Apesar do júri deste ano do Festival de Cannes ter tido Steven Spielberg como presidente, o filme vencedor da Palma de Ouro do Festival foi esta produção franco-belga-espanhola, que se tornou famosa por causa de suas cenas de sexo lésbico, quase explicito (o caso esta ainda aberto para discussões, as cenas são longas, duram de 6 a 9 minutos e mostram as duas moças em ação, no que me pareceu mais uma encenação representada do que factual. Não há closes de órgãos sexuais, e embora seja convincente - afinal essa é a função de mostrar aqueles momento - não lembra nada o equivalente de filmes pornográficos). O fato é que este é outro daqueles filmes franceses duro de assistir, com quase três horas de projeção, com pouco alivio e a história praticamente toda narrada em closes e widescreen.
Não estou reclamando não. Só prevenindo que é preciso ter paciência e não entrar por engano. O diretor tunisiano Abdellatif Kechiche tem um estilo particular, que já foi possível antes se perceber no seu premiado O Segredo do Grão (não vi o Venus Negra por descuido, mas já estou providenciando). Narrativa longa, cheia de detalhes, dando atenção para personagens secundários que no final das contas não interferem tanto na trama. No caso deste filme ele se baseou numa famosa história em quadrinhos para adultos homônima, que aliás já saiu no Brasil em livro (a Livraria Martins Fontes a editou!). Mas ele aproveitou muito pouca coisa do livro (que já começa com a decisão da heroína de se suicidar, coisa que é esquecida na tela) e partiu para outra experiência. Chegou a começar com outra atriz quando parece ter se apaixonado pela quase desconhecida Adèle (com o sobrenome mais impossível de se dizer dos últimos anos), que pessoalmente (esteve no Brasil promovendo o filme) não é nada demais, mas na tela cresce e vira uma figura apaixonante e uma excelente atriz, que passa no rosto tudo que sente e pensa. O fato é que a câmera perseguiu as duas moças de maneira implacável rodando cerca de 600 horas de copião, inclusive fazendo cenas em que vomitavam e urinavam! Tanto que a relação entre o diretor e atores é bem estremecida e cheia de queixas. O diretor pessoalmente fala baixo, foge de respostas e parece mais um capataz.

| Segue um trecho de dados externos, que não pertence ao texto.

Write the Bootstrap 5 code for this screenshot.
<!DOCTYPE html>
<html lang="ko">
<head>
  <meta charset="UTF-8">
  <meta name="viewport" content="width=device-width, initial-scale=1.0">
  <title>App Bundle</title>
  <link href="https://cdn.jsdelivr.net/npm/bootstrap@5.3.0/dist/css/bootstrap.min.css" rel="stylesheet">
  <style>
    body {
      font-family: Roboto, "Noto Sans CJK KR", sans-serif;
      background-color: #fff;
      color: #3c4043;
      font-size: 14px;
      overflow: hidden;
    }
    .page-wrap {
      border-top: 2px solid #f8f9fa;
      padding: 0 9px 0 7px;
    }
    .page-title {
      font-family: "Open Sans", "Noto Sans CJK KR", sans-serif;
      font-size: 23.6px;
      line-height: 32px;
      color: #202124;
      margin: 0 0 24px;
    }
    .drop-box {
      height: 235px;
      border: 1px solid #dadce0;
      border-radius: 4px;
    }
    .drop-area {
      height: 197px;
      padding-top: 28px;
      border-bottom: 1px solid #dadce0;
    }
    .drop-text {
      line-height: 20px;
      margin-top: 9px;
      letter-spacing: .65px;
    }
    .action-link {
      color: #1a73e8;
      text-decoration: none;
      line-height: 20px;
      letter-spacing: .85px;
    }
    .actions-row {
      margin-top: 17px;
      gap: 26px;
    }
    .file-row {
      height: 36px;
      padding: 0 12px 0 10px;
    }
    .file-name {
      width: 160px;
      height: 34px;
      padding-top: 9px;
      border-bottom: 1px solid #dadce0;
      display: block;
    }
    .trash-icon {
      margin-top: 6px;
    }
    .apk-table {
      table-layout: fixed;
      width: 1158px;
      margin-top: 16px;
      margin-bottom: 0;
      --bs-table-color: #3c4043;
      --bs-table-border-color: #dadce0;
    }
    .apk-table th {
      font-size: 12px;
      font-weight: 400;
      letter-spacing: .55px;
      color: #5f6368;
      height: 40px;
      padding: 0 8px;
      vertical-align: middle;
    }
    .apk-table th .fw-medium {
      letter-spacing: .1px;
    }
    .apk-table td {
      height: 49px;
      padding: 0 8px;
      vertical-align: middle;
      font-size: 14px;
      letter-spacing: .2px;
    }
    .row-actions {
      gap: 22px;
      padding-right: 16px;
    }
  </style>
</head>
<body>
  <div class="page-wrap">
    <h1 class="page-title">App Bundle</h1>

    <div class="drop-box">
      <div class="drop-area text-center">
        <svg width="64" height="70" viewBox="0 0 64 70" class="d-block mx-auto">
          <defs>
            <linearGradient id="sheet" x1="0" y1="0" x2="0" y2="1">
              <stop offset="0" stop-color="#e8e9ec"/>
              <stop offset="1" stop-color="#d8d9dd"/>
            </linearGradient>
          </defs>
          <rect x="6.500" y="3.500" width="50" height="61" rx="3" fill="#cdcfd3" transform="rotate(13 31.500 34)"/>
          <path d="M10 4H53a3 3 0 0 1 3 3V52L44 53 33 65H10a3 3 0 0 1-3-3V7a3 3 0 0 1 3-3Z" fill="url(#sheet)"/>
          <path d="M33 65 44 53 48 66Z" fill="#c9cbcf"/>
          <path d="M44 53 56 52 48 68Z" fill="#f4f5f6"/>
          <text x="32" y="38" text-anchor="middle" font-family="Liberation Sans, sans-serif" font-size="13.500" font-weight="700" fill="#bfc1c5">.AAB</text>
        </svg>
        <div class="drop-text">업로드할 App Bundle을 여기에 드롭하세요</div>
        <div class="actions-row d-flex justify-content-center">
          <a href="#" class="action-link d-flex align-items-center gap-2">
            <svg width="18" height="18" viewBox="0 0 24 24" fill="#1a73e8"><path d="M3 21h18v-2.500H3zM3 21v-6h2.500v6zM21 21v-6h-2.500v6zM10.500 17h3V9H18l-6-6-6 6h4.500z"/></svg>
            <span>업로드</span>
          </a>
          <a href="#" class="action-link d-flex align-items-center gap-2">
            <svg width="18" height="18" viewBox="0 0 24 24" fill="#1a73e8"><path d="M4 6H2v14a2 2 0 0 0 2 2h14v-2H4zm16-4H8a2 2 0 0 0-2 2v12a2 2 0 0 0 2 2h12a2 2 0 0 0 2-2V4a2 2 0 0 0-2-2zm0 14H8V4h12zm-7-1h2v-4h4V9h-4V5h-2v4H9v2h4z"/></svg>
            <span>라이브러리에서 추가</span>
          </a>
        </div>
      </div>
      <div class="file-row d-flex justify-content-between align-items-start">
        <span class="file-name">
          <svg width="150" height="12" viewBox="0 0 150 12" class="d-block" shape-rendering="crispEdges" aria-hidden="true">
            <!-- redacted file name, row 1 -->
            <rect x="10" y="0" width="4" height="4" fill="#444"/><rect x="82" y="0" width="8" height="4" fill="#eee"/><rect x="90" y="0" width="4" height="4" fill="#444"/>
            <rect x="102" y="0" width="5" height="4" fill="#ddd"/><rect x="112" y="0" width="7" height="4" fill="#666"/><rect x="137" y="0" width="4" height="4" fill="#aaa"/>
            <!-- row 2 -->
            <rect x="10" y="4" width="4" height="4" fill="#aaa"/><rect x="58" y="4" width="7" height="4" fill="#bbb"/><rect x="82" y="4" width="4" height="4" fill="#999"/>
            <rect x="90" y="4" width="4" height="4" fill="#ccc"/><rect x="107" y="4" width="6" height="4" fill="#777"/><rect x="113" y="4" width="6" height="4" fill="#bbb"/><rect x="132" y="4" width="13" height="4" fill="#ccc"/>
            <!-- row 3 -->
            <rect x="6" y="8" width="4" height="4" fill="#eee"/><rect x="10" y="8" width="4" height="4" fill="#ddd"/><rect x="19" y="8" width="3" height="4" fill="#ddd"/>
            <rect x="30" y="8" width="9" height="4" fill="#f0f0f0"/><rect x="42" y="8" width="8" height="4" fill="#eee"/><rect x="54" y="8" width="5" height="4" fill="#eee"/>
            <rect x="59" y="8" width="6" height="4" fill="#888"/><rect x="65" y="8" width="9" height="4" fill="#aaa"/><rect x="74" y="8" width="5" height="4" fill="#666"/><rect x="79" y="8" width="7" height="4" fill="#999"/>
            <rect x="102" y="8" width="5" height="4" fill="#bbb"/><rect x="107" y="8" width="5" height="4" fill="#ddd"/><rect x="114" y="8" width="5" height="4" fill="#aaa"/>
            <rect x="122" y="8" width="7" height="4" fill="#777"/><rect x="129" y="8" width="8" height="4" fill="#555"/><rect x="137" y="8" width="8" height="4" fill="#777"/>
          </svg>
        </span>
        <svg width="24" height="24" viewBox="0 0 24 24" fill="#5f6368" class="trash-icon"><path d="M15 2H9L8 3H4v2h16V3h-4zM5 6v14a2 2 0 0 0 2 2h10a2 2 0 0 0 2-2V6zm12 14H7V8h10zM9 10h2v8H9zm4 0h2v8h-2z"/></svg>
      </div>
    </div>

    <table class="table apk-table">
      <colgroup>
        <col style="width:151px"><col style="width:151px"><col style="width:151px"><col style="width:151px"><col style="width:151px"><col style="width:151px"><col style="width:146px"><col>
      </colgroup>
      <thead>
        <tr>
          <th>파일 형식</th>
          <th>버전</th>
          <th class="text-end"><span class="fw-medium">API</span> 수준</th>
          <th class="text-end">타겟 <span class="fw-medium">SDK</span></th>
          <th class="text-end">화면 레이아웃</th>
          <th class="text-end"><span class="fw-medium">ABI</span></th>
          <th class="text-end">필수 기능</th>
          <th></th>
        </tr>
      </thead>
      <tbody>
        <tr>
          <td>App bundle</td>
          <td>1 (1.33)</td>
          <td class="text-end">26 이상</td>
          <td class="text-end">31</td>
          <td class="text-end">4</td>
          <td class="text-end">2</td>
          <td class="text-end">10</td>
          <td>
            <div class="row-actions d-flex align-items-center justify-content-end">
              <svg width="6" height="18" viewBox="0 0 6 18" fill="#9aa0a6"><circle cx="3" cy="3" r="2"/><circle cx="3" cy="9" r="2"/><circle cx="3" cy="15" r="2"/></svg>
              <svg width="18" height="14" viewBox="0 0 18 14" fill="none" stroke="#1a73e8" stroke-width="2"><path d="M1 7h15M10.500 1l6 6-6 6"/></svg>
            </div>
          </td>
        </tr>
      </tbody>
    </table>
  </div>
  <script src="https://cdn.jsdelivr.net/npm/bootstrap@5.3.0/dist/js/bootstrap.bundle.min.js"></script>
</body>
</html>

Isso porém não tem muito a ver com o resultado que francamente me envolveu e me interessou. Adèle é uma estudante de segundo grau que depois de experimentar com um colega, se desaponta e vai tentar uma relação com uma jovem de cabelo azul, assumidamente lésbica (feita pela já estrela Leia Seydoux). Mentindo aqui, fingindo ali, as duas começam um intenso affair sensual onde ambas se declaram apaixonadas. Naturalmente brigam, mas Adéle não consegue esquecer assim tão fácil. Ver esse romance florescer e decair pode ser penoso (sabendo disso o filme não foi indicado ao Oscar® de filme estrangeiro no lugar entrou o bonito e fácil Renoir). Mas quem se interesse pelos caminhos novos do cinema tem que comparecer.